Note how the court decision consistently regards the authority to vest such a child born abroad as the statutory and positive law “retained in all the naturalization laws....” The decision recognizes this is the power granted by the Constitution to the Congress granted to Congress “To establish an uniform Rule of Naturalization.”

“That said, I believe you have made a case against Cruz’ Natural Born status. I don’t believe that him NOT being a Natural Born Citizen is a “fact”, based on law and the history of this country.”

Yet, these and other Supreme Court of the United States cases deny the possibility of Ted Cruz’s birth abroad as a citizen of Canada has any possibility whatsoever of being anything other than U.S. citizenship by naturalization. Another example:

[Quote]
Dred Scott v. Sandford, 60 U.S. 393 (1857)...The citizens are the members of the civil society; bound to this society by certain duties, and subject to its authority, they equally participate in its advantages. The natives, or natural-born citizens, are those born in the country, of parents who are citizens.
[Unquote]

Ted Cruz was beyond any reasonable doubt whatsoever NOT among “the members of the civil society; bound to this society by certain duties, and subject to its authority ... born in the country, of parents who are citizens.” Thusly, Ted Cruz fails to meet the Supreme Court definition used in this decision.

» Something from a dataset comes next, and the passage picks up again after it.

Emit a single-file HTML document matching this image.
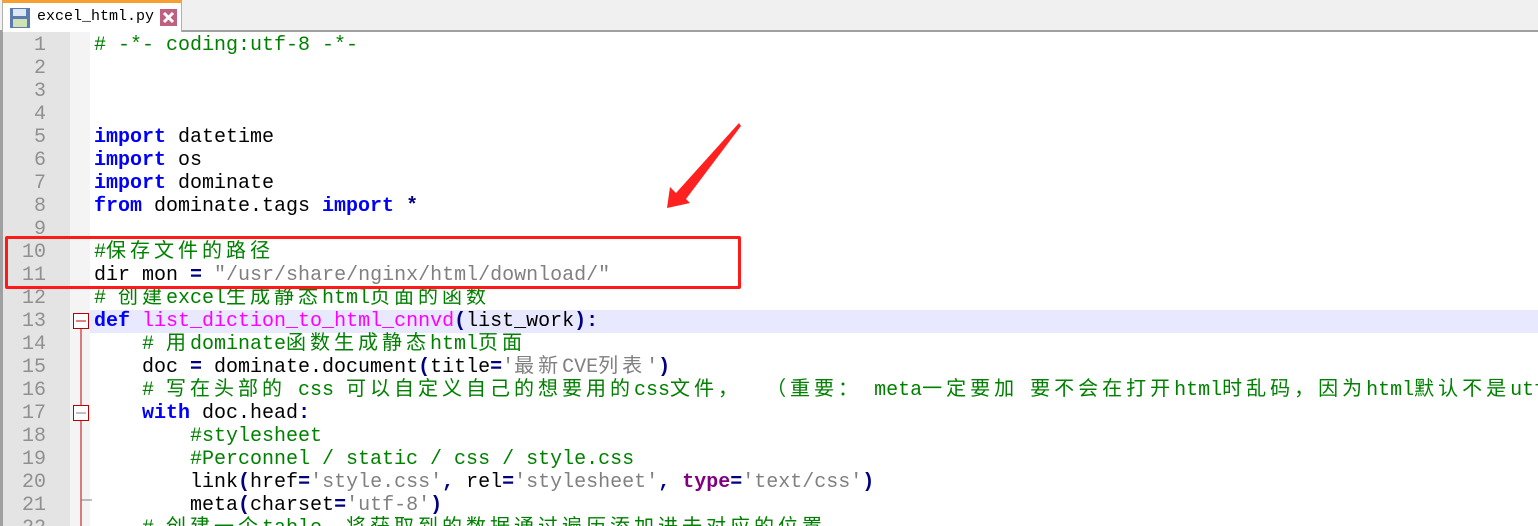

“I wouldn’t mind Mr. Trump or anyone else who has standing to get a hearing onthis, and get it cleared up permanently. I am confident it would bo the right way. Grayson would be a fantastic plaintiff.”

Given the history of Chief Justice Gray corruptly misusing the Binney citation/s to justify the false decision in United States v. Wong Kim Ark as a means of protecting against the discovery of President Chester Arthur’s lack of U.S. citizenship, the protection of John McCain and Barack Hussein Obama, the protection of the many ineligible Republican candidates, the corrupt handling of the ACA (Obamacare) case, and so much more; why should any sane person have any further confidence in the ability or willingness of this court to honestly adjudicate this highly consequential corruption?